This has been one of those weeks in our church where the inevitability and suddenness of death is driven home powerfully. In one case by the tragic death of a life cut painfully short, and in another, by the end of a long and full life that is still just as painful to the family that is experiencing the loss. I want to a share a few words this morning from a book I am currently reading by Paul David Tripp called Forever: Why You Can’t Live Without It. This chapter, “The Bad News You Can’t Escape,” spoke powerfully to me this morning.
The way for you to begin to experience real life is to face the inescapable reality of death. The death that is all around you is meant to get your attention. It is meant to force you to face the impermanence of the physical things around you. These things clearly have a limited and temporary ability to fulfill you. The wilting flowers, the rotting deck out back, and the food that quickly spoils are all meant to produce in you a deep hunger for the forever that comes with it. Rather than depressing you, all of the death and impermanence around you is meant to open your eyes and inform your heart. It is meant to call you away from the delusion that this life is all there is and that you can find your identity, meaning and purpose and deepest inner sense of well-being from things that so quickly die.
Speaking of the impermanent pleasures of this life, he goes on to write,
The temporary pleasures of this world are meant to point you to the lasting pleasure of knowing God. The rising of the sun each morning is to remind you of his faithfulness. The crushing power of a devastating storm is designed to make you reflect on His power. The sweetness of a human kiss is meant to remind you of his tender care. The dependency of the baby is there to remind you of your constant need for God. The fading beauty of the daffodil is meant to help you see his eternal beauty. The imperfect justice of the human community is designed to make you thankful that God is perfectly just. The tender moment of human mercy is there to cause you to rest in his mercy. That five-course meal is an opportunity to reflect and be thankful for the spiritual food you need and that God graciously gives. The shifting stars in the night are created to remind you that Jesus is the Light that never shifts or fades. Every experience of love is meant to point you to his love. Every moment of grace is there to cause you to run to his grace. All of creation is finger pointing to God. It was not meant to replace him.

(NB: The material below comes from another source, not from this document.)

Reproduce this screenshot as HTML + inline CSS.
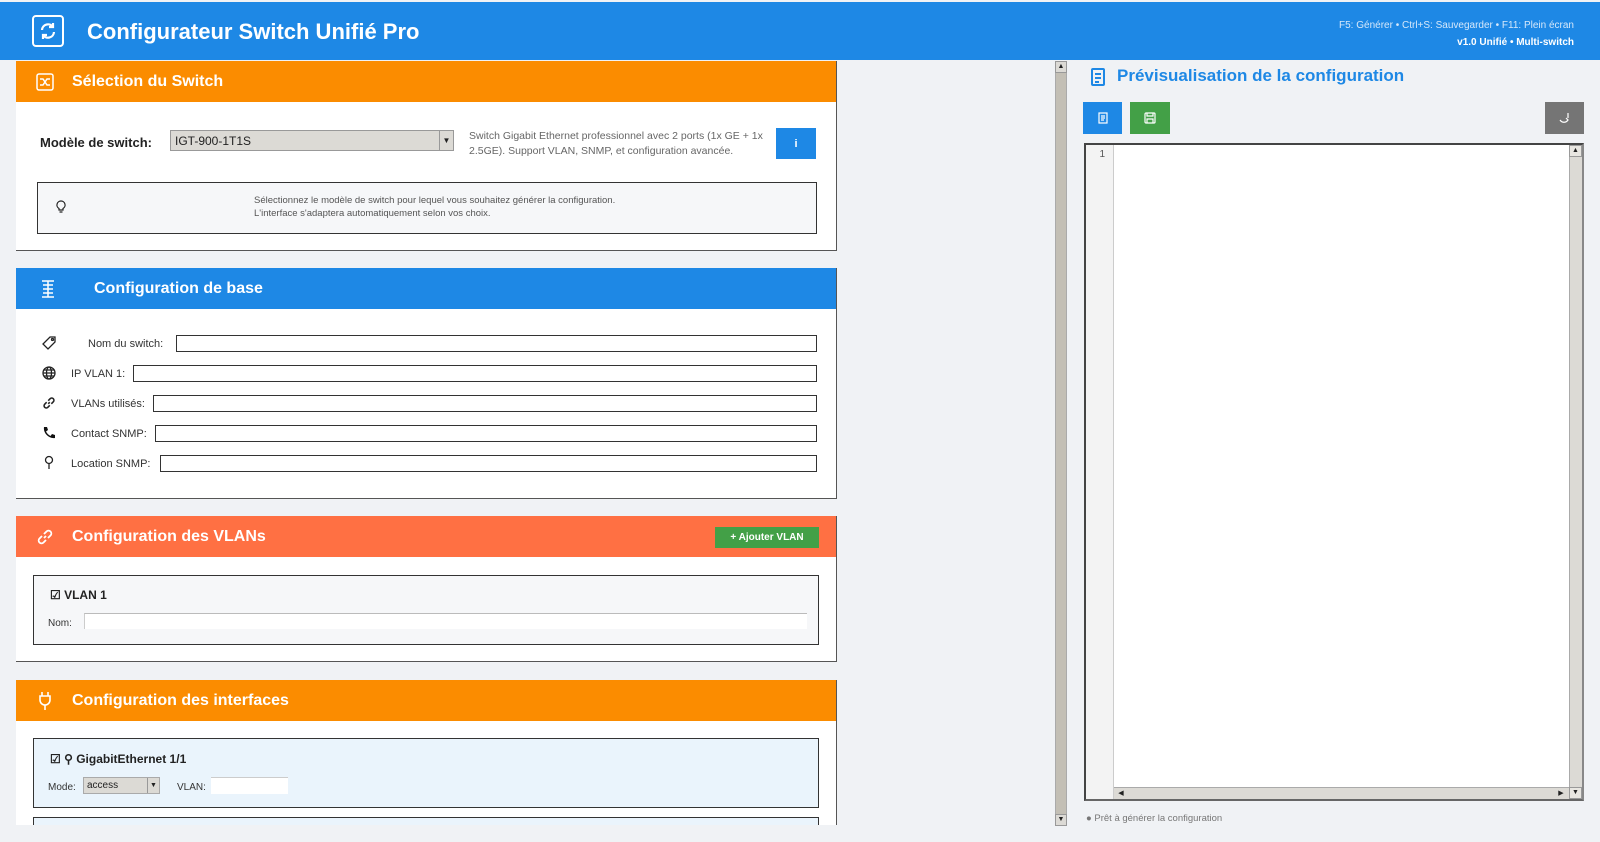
<!DOCTYPE html>
<html><head><meta charset="utf-8"><style>
*{box-sizing:border-box;margin:0;padding:0}
body{width:1600px;height:842px;overflow:hidden;background:#f0f2f5;font-family:"Liberation Sans",sans-serif;position:relative;color:#222}
.abs{position:absolute}
.hdr{left:0;top:2px;width:1600px;height:58px;background:#1e88e5}
.card{position:absolute;left:16px;width:821px;background:#fff;border-right:1px solid #555;border-bottom:1px solid #555}
.ch{height:41px;color:#fff;font-weight:bold;font-size:16px;display:flex;align-items:center;padding-left:20px}
.ch svg{margin-right:18px}
.lbl{font-size:11px;color:#333}
.inp{position:absolute;height:17px;border:1px solid #333;background:#fff}
.btn{position:absolute;display:flex;align-items:center;justify-content:center}
</style></head><body>
<div class="abs hdr"></div>
<div class="abs" style="left:32px;top:15px;width:32px;height:32px;border:2px solid #fff;border-radius:4px;display:flex;align-items:center;justify-content:center">
<svg width="20" height="20" viewBox="0 0 20 20" fill="none" stroke="#fff" stroke-width="2.2"><path d="M4 9a6 6 0 0 1 11-3M16 11a6 6 0 0 1-11 3"/><path d="M15 2v4h-4M5 18v-4h4"/></svg></div>
<div class="abs" style="left:87px;top:19px;color:#fff;font-size:22px;font-weight:bold">Configurateur Switch Unifié Pro</div>
<div class="abs" style="right:26px;top:17px;color:#d6e8fa;font-size:10px;text-align:right;line-height:17px">F5: Générer • Ctrl+S: Sauvegarder • F11: Plein écran<br><b style="color:#fff">v1.0 Unifié • Multi-switch</b></div>

<!-- Card 1 -->
<div class="card" style="top:61px;height:190px">
<div class="ch" style="background:#fb8c00"><svg width="18" height="18" viewBox="0 0 18 18" fill="none" stroke="#fff" stroke-width="1.5"><rect x="1" y="1" width="16" height="16" rx="2"/><path d="M4 6h3l4 6h3M4 12h3l4-6h3"/></svg>Sélection du Switch</div>
<div class="abs" style="left:24px;top:74px;font-size:13px;font-weight:bold">Modèle de switch:</div>
<div class="abs" style="left:154px;top:69px;width:284px;height:21px;background:#dcdad5;border:1px solid #999;font-size:12px;padding:3px 4px">IGT-900-1T1S<span style="position:absolute;right:0;top:0;width:14px;height:19px;border-left:1px solid #999;font-size:8px;text-align:center;line-height:19px">▼</span></div>
<div class="abs" style="left:453px;top:68px;width:320px;font-size:10.5px;color:#666;line-height:15px">Switch Gigabit Ethernet professionnel avec 2 ports (1x GE + 1x 2.5GE). Support VLAN, SNMP, et configuration avancée.</div>
<div class="btn" style="left:760px;top:67px;width:40px;height:31px;background:#1e88e5;color:#fff;font-size:11px;font-weight:bold">i</div>
<div class="abs" style="left:21px;top:121px;width:780px;height:52px;border:1px solid #333;background:#f6f7f9"></div>
<svg class="abs" style="left:40px;top:139px" width="10" height="14" viewBox="0 0 10 14" fill="none" stroke="#222" stroke-width="1.2"><path d="M5 1a4 4 0 0 0-2 7.5V10h4V8.5A4 4 0 0 0 5 1zM3.5 12h3"/></svg>
<div class="abs" style="left:238px;top:133px;font-size:9.5px;color:#555;line-height:13px">Sélectionnez le modèle de switch pour lequel vous souhaitez générer la configuration.<br>L'interface s'adaptera automatiquement selon vos choix.</div>
</div>

<!-- Card 2 -->
<div class="card" style="top:268px;height:231px">
<div class="ch" style="background:#1e88e5;padding-left:24px"><svg width="16" height="18" viewBox="0 0 16 18" fill="none" stroke="#fff" stroke-width="1.5"><path d="M2 1h12M8 1v16M2 17h12M3 5h10M3 9h10M3 13h10"/></svg><span style="margin-left:20px">Configuration de base</span></div>
<svg class="abs" style="left:26px;top:68px" width="14" height="14" viewBox="0 0 14 14" fill="none" stroke="#222" stroke-width="1.3"><path d="M8 1h5v5l-7 7-5-5z"/><circle cx="10.5" cy="3.5" r="1"/></svg>
<div class="abs lbl" style="left:72px;top:70px">Nom du switch:</div><div class="inp" style="left:160px;top:67px;width:641px"></div>
<svg class="abs" style="left:26px;top:98px" width="14" height="14" viewBox="0 0 14 14" fill="none" stroke="#222" stroke-width="1.3"><circle cx="7" cy="7" r="6"/><ellipse cx="7" cy="7" rx="2.5" ry="6"/><path d="M1 7h12M2 4h10M2 10h10"/></svg>
<div class="abs lbl" style="left:55px;top:100px">IP VLAN 1:</div><div class="inp" style="left:117px;top:97px;width:684px"></div>
<svg class="abs" style="left:26px;top:128px" width="14" height="14" viewBox="0 0 18 18" fill="none" stroke="#222" stroke-width="2"><path d="M8 10l2-2M6 8L3.5 10.5a2.5 2.5 0 0 0 4 4L10 12M12 10l2.5-2.5a2.5 2.5 0 0 0-4-4L8 6"/></svg>
<div class="abs lbl" style="left:55px;top:130px">VLANs utilisés:</div><div class="inp" style="left:137px;top:127px;width:664px"></div>
<svg class="abs" style="left:26px;top:158px" width="14" height="14" viewBox="0 0 14 14"><path d="M2 1l3 0 1 3-2 1.5c1 2 2.5 3.5 4.5 4.5L10 8l3 1v3c-6 1-12-5-11-11z" fill="#111"/></svg>
<div class="abs lbl" style="left:55px;top:160px">Contact SNMP:</div><div class="inp" style="left:139px;top:157px;width:662px"></div>
<svg class="abs" style="left:28px;top:187px" width="10" height="15" viewBox="0 0 10 15" fill="none" stroke="#222" stroke-width="1.3"><circle cx="5" cy="5" r="3.5"/><path d="M5 8.5V14"/></svg>
<div class="abs lbl" style="left:55px;top:190px">Location SNMP:</div><div class="inp" style="left:144px;top:187px;width:657px"></div>
</div>

<!-- Card 3 -->
<div class="card" style="top:516px;height:146px">
<div class="ch" style="background:#ff7043"><svg width="18" height="18" viewBox="0 0 18 18" fill="none" stroke="#fff" stroke-width="1.8"><path d="M8 10l2-2M6 8L3.5 10.5a2.5 2.5 0 0 0 4 4L10 12M12 10l2.5-2.5a2.5 2.5 0 0 0-4-4L8 6"/></svg>Configuration des VLANs</div>
<div class="btn" style="left:699px;top:11px;width:104px;height:21px;background:#43a047;color:#fff;font-size:10px;font-weight:bold">+ Ajouter VLAN</div>
<div class="abs" style="left:17px;top:59px;width:786px;height:70px;border:1px solid #333;background:#f6f7f9"></div>
<div class="abs" style="left:34px;top:72px;font-size:12px;font-weight:bold">☑ VLAN 1</div>
<div class="abs lbl" style="left:32px;top:102px;font-size:10px">Nom:</div>
<div class="abs" style="left:68px;top:97px;width:723px;height:16px;background:#fff;border-top:1px solid #bbb;border-left:1px solid #ccc"></div>
</div>

<!-- Card 4 -->
<div class="card" style="top:680px;height:145px;border-bottom:none;overflow:hidden">
<div class="ch" style="background:#fb8c00"><svg width="18" height="20" viewBox="0 0 18 20" fill="none" stroke="#fff" stroke-width="1.6"><path d="M6 1v4M12 1v4M4 5h10v4a5 5 0 0 1-10 0zM9 14v5"/></svg>Configuration des interfaces</div>
<div class="abs" style="left:17px;top:58px;width:786px;height:70px;border:1px solid #333;background:#eaf4fc"></div>
<div class="abs" style="left:34px;top:72px;font-size:12px;font-weight:bold">☑ ⚲ GigabitEthernet 1/1</div>
<div class="abs lbl" style="left:32px;top:102px;font-size:10px">Mode:</div>
<div class="abs" style="left:67px;top:97px;width:77px;height:17px;background:#dcdad5;border:1px solid #aaa;font-size:10px;padding:2px 3px">access<span style="position:absolute;right:0;top:0;width:12px;height:15px;border-left:1px solid #999;font-size:7px;text-align:center;line-height:15px">▼</span></div>
<div class="abs lbl" style="left:161px;top:102px;font-size:10px">VLAN:</div>
<div class="abs" style="left:195px;top:97px;width:77px;height:17px;background:#fff;border-top:1px solid #ccc"></div>
<div class="abs" style="left:17px;top:137px;width:786px;height:20px;border:1px solid #333;background:#eaf4fc"></div>
</div>

<!-- vertical scrollbar -->
<div class="abs" style="left:1055px;top:61px;width:12px;height:765px;background:#c3bfb5;border:1px solid #aaa"></div>
<div class="abs" style="left:1055px;top:61px;width:12px;height:12px;background:#dcdad5;border:1px solid #999;font-size:7px;text-align:center;line-height:10px">▲</div>
<div class="abs" style="left:1055px;top:814px;width:12px;height:12px;background:#dcdad5;border:1px solid #999;font-size:7px;text-align:center;line-height:10px">▼</div>

<!-- right panel -->
<svg class="abs" style="left:1090px;top:67px" width="16" height="19" viewBox="0 0 16 19" fill="none" stroke="#1e88e5" stroke-width="2"><rect x="2" y="2" width="12" height="16" rx="1"/><path d="M5 7h6M5 11h6M5 15h4"/></svg>
<div class="abs" style="left:1117px;top:66px;font-size:17px;font-weight:bold;color:#1e88e5">Prévisualisation de la configuration</div>
<div class="btn" style="left:1083px;top:102px;width:39px;height:32px;background:#1e88e5"><svg width="10" height="12" viewBox="0 0 10 12" fill="none" stroke="#fff" stroke-width="1.2"><rect x="1" y="1" width="8" height="10"/><path d="M3 4h4M3 6h4M3 8h3"/></svg></div>
<div class="btn" style="left:1130px;top:102px;width:40px;height:32px;background:#43a047"><svg width="12" height="12" viewBox="0 0 12 12" fill="none" stroke="#fff" stroke-width="1.2"><rect x="1" y="1" width="10" height="10" rx="1"/><path d="M3 1v3h6V1M3 11V7h6v4"/></svg></div>
<div class="btn" style="left:1545px;top:102px;width:39px;height:32px;background:#757575"><svg width="12" height="12" viewBox="0 0 12 12" fill="none" stroke="#fff" stroke-width="1.2"><path d="M1 8c2 3 6 3 8 0l-2-2M9 1v5"/></svg></div>

<div class="abs" style="left:1084px;top:143px;width:500px;height:658px;background:#fff;border:2px solid #444;border-right-color:#888;border-bottom-color:#666"></div>
<div class="abs" style="left:1086px;top:145px;width:28px;height:654px;background:#f3f3f3;border-right:1px solid #ccc;font-size:10px;color:#555;text-align:right;padding:4px 8px 0 0">1</div>
<div class="abs" style="left:1569px;top:145px;width:13px;height:654px;background:#dcdad5;border-left:1px solid #aaa"></div>
<div class="abs" style="left:1569px;top:145px;width:13px;height:12px;font-size:7px;text-align:center;background:#e8e6e1;border:1px solid #999;line-height:10px">▲</div>
<div class="abs" style="left:1569px;top:787px;width:13px;height:12px;font-size:7px;text-align:center;background:#e8e6e1;border:1px solid #999;line-height:10px">▼</div>
<div class="abs" style="left:1114px;top:787px;width:455px;height:12px;background:#dcdad5;border-top:1px solid #aaa"></div>
<div class="abs" style="left:1115px;top:788px;width:12px;height:11px;font-size:7px;text-align:center;line-height:11px">◀</div>
<div class="abs" style="left:1555px;top:788px;width:12px;height:11px;font-size:7px;text-align:center;line-height:11px">▶</div>
<div class="abs" style="left:1086px;top:813px;font-size:9.5px;color:#777">● Prêt à générer la configuration</div>
</body></html>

Psalm 73 powerfully reminds us that this life is not all there is. The point of life is not personal, temporal pleasure. An end is coming. All that is now wrong will be made right. In pointing us to the final end of things, Psalm 73 tells us what the drama of life is all about. We were made to have God as the one life-shaping treasure of our hearts, but sin turns us in on ourselves. It causes us to forget who we are and that God exists. It turns us into little self-sovereigns, wanting to reign for our own glory.
James 1:2-4 teaches us, Count it all joy, my brothers, when you meet trials of various kinds, for you know that the testing of your faith produces steadfastness. And let steadfastness have its full effect, that you may be perfect and complete, lacking in nothing (ESV).
Surely death is one of the great trials of life, but we have the promise of God that even this, the greatest of all trials, has the ability to produce something in us that prepares us for eternity if we will just view it from the proper perspective.